*The request:*
Transcribe everything in the data word for word. Pictures are left out.
## begin Data
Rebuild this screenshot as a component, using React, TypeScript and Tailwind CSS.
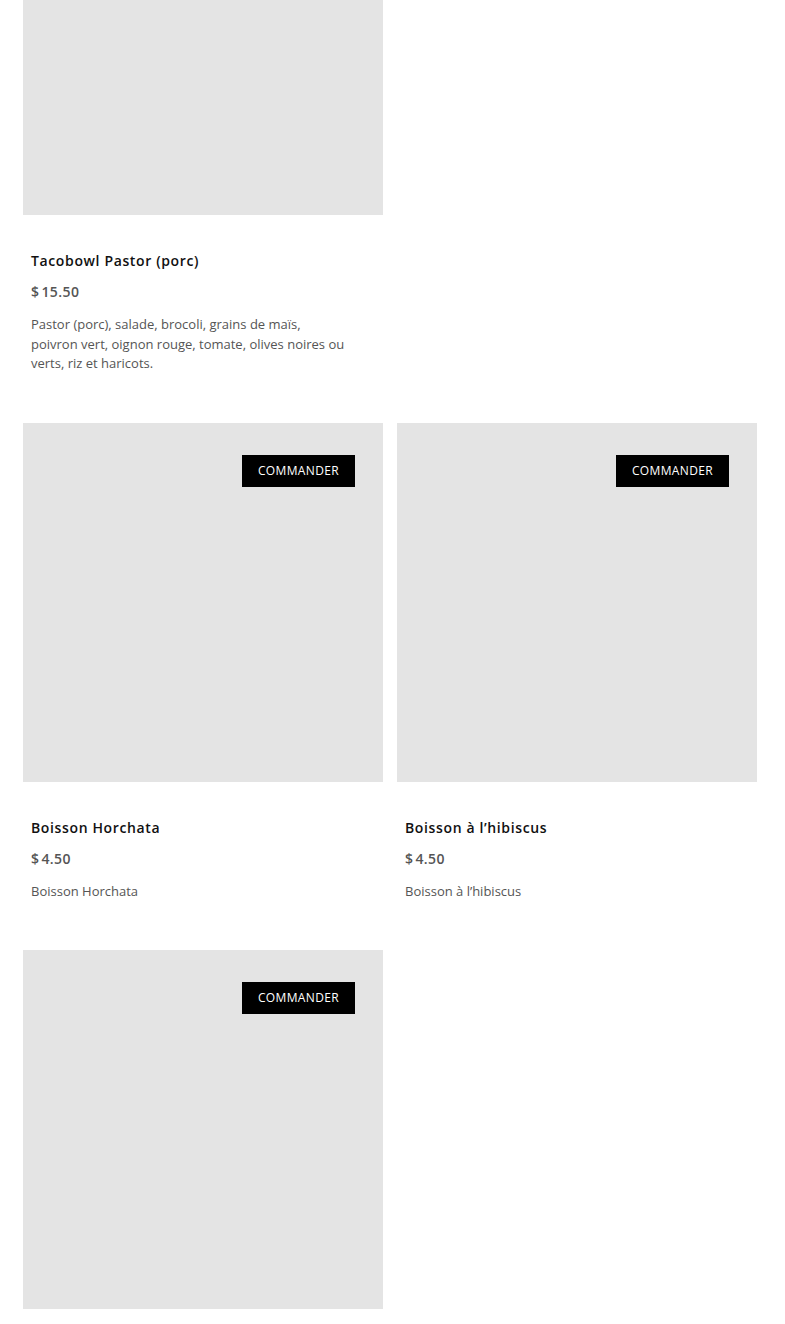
type Item = {
  name: string;
  price: string;
  description: string;
  showOrder: boolean;
};

const rows: (Item | null)[][] = [
  [
    {
      name: 'Tacobowl Pastor (porc)',
      price: '15.50',
      description:
        'Pastor (porc), salade, brocoli, grains de maïs, poivron vert, oignon rouge, tomate, olives noires ou verts, riz et haricots.',
      showOrder: false,
    },
    null,
  ],
  [
    { name: 'Boisson Horchata', price: '4.50', description: 'Boisson Horchata', showOrder: true },
    { name: 'Boisson à l’hibiscus', price: '4.50', description: 'Boisson à l’hibiscus', showOrder: true },
  ],
  [{ name: '', price: '', description: '', showOrder: true }, null],
];

function MenuCard({ item }: { item: Item }) {
  return (
    <div className={item.name ? 'w-[360px] mb-[49px]' : 'w-[360px] mb-[50px]'}>
      <div className="relative h-[359px] bg-[#e4e4e4]">
        {item.showOrder && (
          <button className="absolute top-[32px] right-[28px] h-[32px] px-[16px] bg-black text-white text-[12px] tracking-[0.03em] uppercase">
            Commander
          </button>
        )}
      </div>
      {item.name && (
        <div className="px-2 pt-[36px]">
          <h3 className="text-[14px] leading-[20px] font-semibold tracking-[0.045em] text-[#111]">
            {item.name}
          </h3>
          <p className="mt-[11px] text-[14px] leading-[20px] font-semibold text-[#555] tracking-[0.03em]">
            <span className="mr-[2px]">$</span>
            {item.price}
          </p>
          <p className="mt-[13px] max-w-[316px] text-[13px] leading-[19.5px] text-[#555]">
            {item.description}
          </p>
        </div>
      )}
    </div>
  );
}

export default function App() {
  return (
    <div
      className="min-h-screen bg-white overflow-hidden"
      style={{ fontFamily: '"Open Sans", "Liberation Sans", sans-serif' }}
    >
      <div className="-mt-[144px] pl-[23px]">
        {rows.map((row, i) => (
          <div key={i} className="flex gap-[14px] items-start">
            {row.map((item, j) =>
              item ? <MenuCard key={j} item={item} /> : <div key={j} className="w-[360px]" />
            )}
          </div>
        ))}
      </div>
    </div>
  );
}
## end Data
*Full output:*
Rebuild this screenshot as a component, using React, TypeScript and Tailwind CSS.
type Item = {
  name: string;
  price: string;
  description: string;
  showOrder: boolean;
};

const rows: (Item | null)[][] = [
  [
    {
      name: 'Tacobowl Pastor (porc)',
      price: '15.50',
      description:
        'Pastor (porc), salade, brocoli, grains de maïs, poivron vert, oignon rouge, tomate, olives noires ou verts, riz et haricots.',
      showOrder: false,
    },
    null,
  ],
  [
    { name: 'Boisson Horchata', price: '4.50', description: 'Boisson Horchata', showOrder: true },
    { name: 'Boisson à l’hibiscus', price: '4.50', description: 'Boisson à l’hibiscus', showOrder: true },
  ],
  [{ name: '', price: '', description: '', showOrder: true }, null],
];

function MenuCard({ item }: { item: Item }) {
  return (
    <div className={item.name ? 'w-[360px] mb-[49px]' : 'w-[360px] mb-[50px]'}>
      <div className="relative h-[359px] bg-[#e4e4e4]">
        {item.showOrder && (
          <button className="absolute top-[32px] right-[28px] h-[32px] px-[16px] bg-black text-white text-[12px] tracking-[0.03em] uppercase">
            Commander
          </button>
        )}
      </div>
      {item.name && (
        <div className="px-2 pt-[36px]">
          <h3 className="text-[14px] leading-[20px] font-semibold tracking-[0.045em] text-[#111]">
            {item.name}
          </h3>
          <p className="mt-[11px] text-[14px] leading-[20px] font-semibold text-[#555] tracking-[0.03em]">
            <span className="mr-[2px]">$</span>
            {item.price}
          </p>
          <p className="mt-[13px] max-w-[316px] text-[13px] leading-[19.5px] text-[#555]">
            {item.description}
          </p>
        </div>
      )}
    </div>
  );
}

export default function App() {
  return (
    <div
      className="min-h-screen bg-white overflow-hidden"
      style={{ fontFamily: '"Open Sans", "Liberation Sans", sans-serif' }}
    >
      <div className="-mt-[144px] pl-[23px]">
        {rows.map((row, i) => (
          <div key={i} className="flex gap-[14px] items-start">
            {row.map((item, j) =>
              item ? <MenuCard key={j} item={item} /> : <div key={j} className="w-[360px]" />
            )}
          </div>
        ))}
      </div>
    </div>
  );
}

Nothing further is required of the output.